--- start Information provided ---

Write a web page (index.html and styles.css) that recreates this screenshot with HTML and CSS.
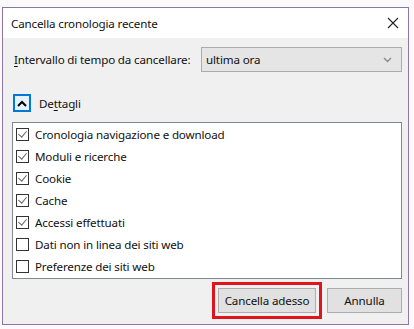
FILE: index.html
```html
<!DOCTYPE html>
<html lang="it">
<head>
    <meta charset="UTF-8">
    <title>Cancella cronologia recente</title>
    <link rel="stylesheet" href="styles.css">
</head>
<body>

<div class="window">
    <div class="titlebar">
        <span class="title">Cancella cronologia recente</span>
        <svg class="close" width="12" height="12" viewBox="0 0 12 12">
            <path d="M1 1 L11 11 M11 1 L1 11" stroke="#222" stroke-width="1.1" fill="none"/>
        </svg>
    </div>

    <div class="content">
        <div class="range-row">
            <label class="range-label"><u>I</u>ntervallo di tempo da cancellare:</label>
            <div class="select">
                <span>ultima ora</span>
                <svg width="9" height="6" viewBox="0 0 9 6">
                    <path d="M1 1 L4.5 4.5 L8 1" stroke="#8a8a8a" stroke-width="1.4" fill="none"/>
                </svg>
            </div>
        </div>

        <div class="details-row">
            <span class="toggle">
                <svg width="10" height="7" viewBox="0 0 10 7">
                    <path d="M1 6 L5 2 L9 6" stroke="#000" stroke-width="2" fill="none"/>
                </svg>
            </span>
            <span>De<u>t</u>tagli</span>
        </div>

        <div class="list">
            <div class="item"><span class="check on"></span>Cronologia navigazione e download</div>
            <div class="item"><span class="check on"></span>Moduli e ricerche</div>
            <div class="item"><span class="check on"></span>Cookie</div>
            <div class="item"><span class="check on"></span>Cache</div>
            <div class="item"><span class="check on"></span>Accessi effettuati</div>
            <div class="item"><span class="check"></span>Dati non in linea dei siti web</div>
            <div class="item"><span class="check"></span>Preferenze dei siti web</div>
        </div>

        <div class="buttons">
            <div class="highlight"><button class="btn wide">Cancella adesso</button></div>
            <button class="btn">Annulla</button>
        </div>
    </div>
</div>

</body>
</html>
```

FILE: styles.css
```css
body {
    margin: 0;
    background-color: #fcf9fc;
    font-family: "Noto Sans", "Open Sans", sans-serif;
    font-size: 11.6px;
    letter-spacing: -0.15px;
    color: #111;
}

.window {
    margin: 7px 0 0 2px;
    width: 405px;
    height: 316px;
    border: 1px solid #8c76a4;
    background-color: #f0f0f0;
    display: flex;
    flex-direction: column;
}

.titlebar {
    height: 30px;
    background-color: #fff;
    display: flex;
    align-items: center;
    justify-content: space-between;
    padding: 0 9px 0 8px;
}

.close {
    display: block;
}

.content {
    flex: 1;
    display: flex;
    flex-direction: column;
    padding: 9px 6px 0 9px;
}

.range-row {
    display: flex;
    align-items: center;
    height: 25px;
}

.range-label {
    width: 187px;
    flex-shrink: 0;
    white-space: nowrap;
    padding-left: 2px;
}

u {
    text-decoration-thickness: 1px;
    text-underline-offset: 2px;
}

.select {
    flex: 1;
    height: 23px;
    border: 1px solid #acacac;
    background-color: #e5e5e5;
    display: flex;
    align-items: center;
    justify-content: space-between;
    padding: 0 9px 0 4px;
}

.details-row {
    display: flex;
    align-items: center;
    gap: 8px;
    margin-top: 22px;
    height: 18px;
}

.toggle {
    width: 14px;
    height: 14px;
    border: 2px solid #0078d7;
    background-color: #e5f1fb;
    display: flex;
    align-items: center;
    justify-content: center;
    margin-left: 1px;
}

.list {
    margin-top: 10px;
    height: 155px;
    border: 1px solid #828790;
    background-color: #fff;
}

.item {
    height: 22px;
    display: flex;
    align-items: center;
    gap: 6px;
    padding-left: 3px;
}

.check {
    width: 11px;
    height: 11px;
    border: 1px solid #333;
    background-color: #fff;
    position: relative;
}

.check.on::after {
    content: "";
    position: absolute;
    left: 3px;
    top: 0px;
    width: 4px;
    height: 7px;
    border-right: 1.5px solid #666;
    border-bottom: 1.5px solid #666;
    transform: rotate(40deg);
}

.buttons {
    display: flex;
    justify-content: flex-end;
    align-items: center;
    gap: 5px;
    margin-top: 3px;
}

.highlight {
    border: 3px solid #e0141e;
    padding: 3px;
}

.btn {
    font-family: inherit;
    font-size: 11.6px;
    letter-spacing: -0.15px;
    height: 25px;
    width: 75px;
    border: 1px solid #adadad;
    background-color: #e1e1e1;
    color: #111;
    padding: 0;
}

.btn.wide {
    width: 98px;
    display: block;
}
```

--- end Information provided ---

*Direction*: Repeat the data exactly, excluding the pictures.

*Full solution*:
Write a web page (index.html and styles.css) that recreates this screenshot with HTML and CSS.
FILE: index.html
```html
<!DOCTYPE html>
<html lang="it">
<head>
    <meta charset="UTF-8">
    <title>Cancella cronologia recente</title>
    <link rel="stylesheet" href="styles.css">
</head>
<body>

<div class="window">
    <div class="titlebar">
        <span class="title">Cancella cronologia recente</span>
        <svg class="close" width="12" height="12" viewBox="0 0 12 12">
            <path d="M1 1 L11 11 M11 1 L1 11" stroke="#222" stroke-width="1.1" fill="none"/>
        </svg>
    </div>

    <div class="content">
        <div class="range-row">
            <label class="range-label"><u>I</u>ntervallo di tempo da cancellare:</label>
            <div class="select">
                <span>ultima ora</span>
                <svg width="9" height="6" viewBox="0 0 9 6">
                    <path d="M1 1 L4.5 4.5 L8 1" stroke="#8a8a8a" stroke-width="1.4" fill="none"/>
                </svg>
            </div>
        </div>

        <div class="details-row">
            <span class="toggle">
                <svg width="10" height="7" viewBox="0 0 10 7">
                    <path d="M1 6 L5 2 L9 6" stroke="#000" stroke-width="2" fill="none"/>
                </svg>
            </span>
            <span>De<u>t</u>tagli</span>
        </div>

        <div class="list">
            <div class="item"><span class="check on"></span>Cronologia navigazione e download</div>
            <div class="item"><span class="check on"></span>Moduli e ricerche</div>
            <div class="item"><span class="check on"></span>Cookie</div>
            <div class="item"><span class="check on"></span>Cache</div>
            <div class="item"><span class="check on"></span>Accessi effettuati</div>
            <div class="item"><span class="check"></span>Dati non in linea dei siti web</div>
            <div class="item"><span class="check"></span>Preferenze dei siti web</div>
        </div>

        <div class="buttons">
            <div class="highlight"><button class="btn wide">Cancella adesso</button></div>
            <button class="btn">Annulla</button>
        </div>
    </div>
</div>

</body>
</html>
```

FILE: styles.css
```css
body {
    margin: 0;
    background-color: #fcf9fc;
    font-family: "Noto Sans", "Open Sans", sans-serif;
    font-size: 11.6px;
    letter-spacing: -0.15px;
    color: #111;
}

.window {
    margin: 7px 0 0 2px;
    width: 405px;
    height: 316px;
    border: 1px solid #8c76a4;
    background-color: #f0f0f0;
    display: flex;
    flex-direction: column;
}

.titlebar {
    height: 30px;
    background-color: #fff;
    display: flex;
    align-items: center;
    justify-content: space-between;
    padding: 0 9px 0 8px;
}

.close {
    display: block;
}

.content {
    flex: 1;
    display: flex;
    flex-direction: column;
    padding: 9px 6px 0 9px;
}

.range-row {
    display: flex;
    align-items: center;
    height: 25px;
}

.range-label {
    width: 187px;
    flex-shrink: 0;
    white-space: nowrap;
    padding-left: 2px;
}

u {
    text-decoration-thickness: 1px;
    text-underline-offset: 2px;
}

.select {
    flex: 1;
    height: 23px;
    border: 1px solid #acacac;
    background-color: #e5e5e5;
    display: flex;
    align-items: center;
    justify-content: space-between;
    padding: 0 9px 0 4px;
}

.details-row {
    display: flex;
    align-items: center;
    gap: 8px;
    margin-top: 22px;
    height: 18px;
}

.toggle {
    width: 14px;
    height: 14px;
    border: 2px solid #0078d7;
    background-color: #e5f1fb;
    display: flex;
    align-items: center;
    justify-content: center;
    margin-left: 1px;
}

.list {
    margin-top: 10px;
    height: 155px;
    border: 1px solid #828790;
    background-color: #fff;
}

.item {
    height: 22px;
    display: flex;
    align-items: center;
    gap: 6px;
    padding-left: 3px;
}

.check {
    width: 11px;
    height: 11px;
    border: 1px solid #333;
    background-color: #fff;
    position: relative;
}

.check.on::after {
    content: "";
    position: absolute;
    left: 3px;
    top: 0px;
    width: 4px;
    height: 7px;
    border-right: 1.5px solid #666;
    border-bottom: 1.5px solid #666;
    transform: rotate(40deg);
}

.buttons {
    display: flex;
    justify-content: flex-end;
    align-items: center;
    gap: 5px;
    margin-top: 3px;
}

.highlight {
    border: 3px solid #e0141e;
    padding: 3px;
}

.btn {
    font-family: inherit;
    font-size: 11.6px;
    letter-spacing: -0.15px;
    height: 25px;
    width: 75px;
    border: 1px solid #adadad;
    background-color: #e1e1e1;
    color: #111;
    padding: 0;
}

.btn.wide {
    width: 98px;
    display: block;
}
```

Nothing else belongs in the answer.